経営関連情報 - 2011年06月20日

 産業能率大学総合研究所が、通信研修を導入している企業の人事担当者を対象に実施した「通信研修の活用実態に関する調査」結果(有効回答数183人)によると、通信研修を採用する上で重視したことについて尋ねたところ、「当てはまる」、「やや当てはまる」を合わせた“当てはまる”の回答割合がもっとも高かったのは「従業員が各自のペース(場所・時間等)で学習を進めることができる」(86.9%)だった。

 次いで、「従業員の多様な能力開発目的やレベルに合わせて提供できる」(84.2%)だった。「当てはまる」だけに絞ってみると、「地域を問わず、従業員に教育機会を均等に提供できる」(40.4%)、「対象者を問わず、従業員に教育機会を一斉に提供できる」(37.7%)が上位となり目立つ。通信研修の採用に関する判断は、学習しやすさ、全従業員向けの“マス”へのアプローチのしやすさが大きな動機となっていることがうかがえる。

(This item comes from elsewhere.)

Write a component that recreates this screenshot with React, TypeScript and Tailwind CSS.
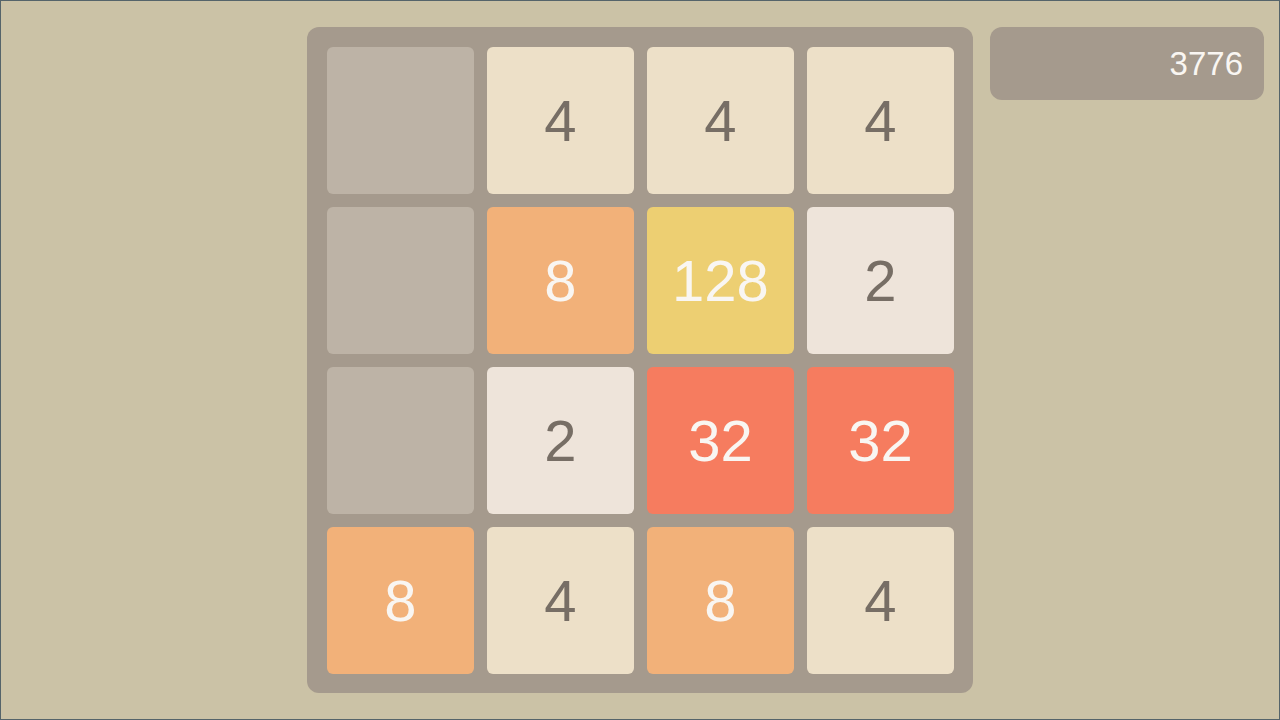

 通信研修を活用する目的(5つまで回答)としては、「階層や役割ごとに求められる知識・スキルの向上を図るため」(52.5%)がもっとも高く、「資格取得を促進するため」も51.4%と5割を超えていた。以下、「社員のキャリア意識を醸成するため」(44.8%)、「部門ごとに求められる知識・スキルの向上を図るため」(44.3%)、「社員のモチベーションを高めるため」(42.6%)などが続いている。

 修了した場合の会社の費用負担率については、社員の自由意志で受講する「受講者選択型」では全額補助が27.9%と4分の1程度にとどまるが、対象層及び対象コースを会社や上司が決定して受講する「指名受講型」では、これが59.6%と6割弱に達している。いずれの場合も、半額以上を支援すると答えた割合が8割を超えている。「援助なし」は受講者選択型で7.7%、指名受講型で6.6%に過ぎない。

 通信研修による教育の実施テーマについては、もっとも回答割合が高かったのは「新入社員クラスの仕事全般」で81.4%。これに「資格取得」(78.7%)、「中堅社員クラスの仕事全般」(77.0%)が続く。全体的にみると、課長クラス以下に求められるリーダーシップ、部下指導・コーチング、計数、コンプライアンスといったビジネスパーソンとして、あるいは組織人としての“土台づくり”につながるようなテーマが上位にきている。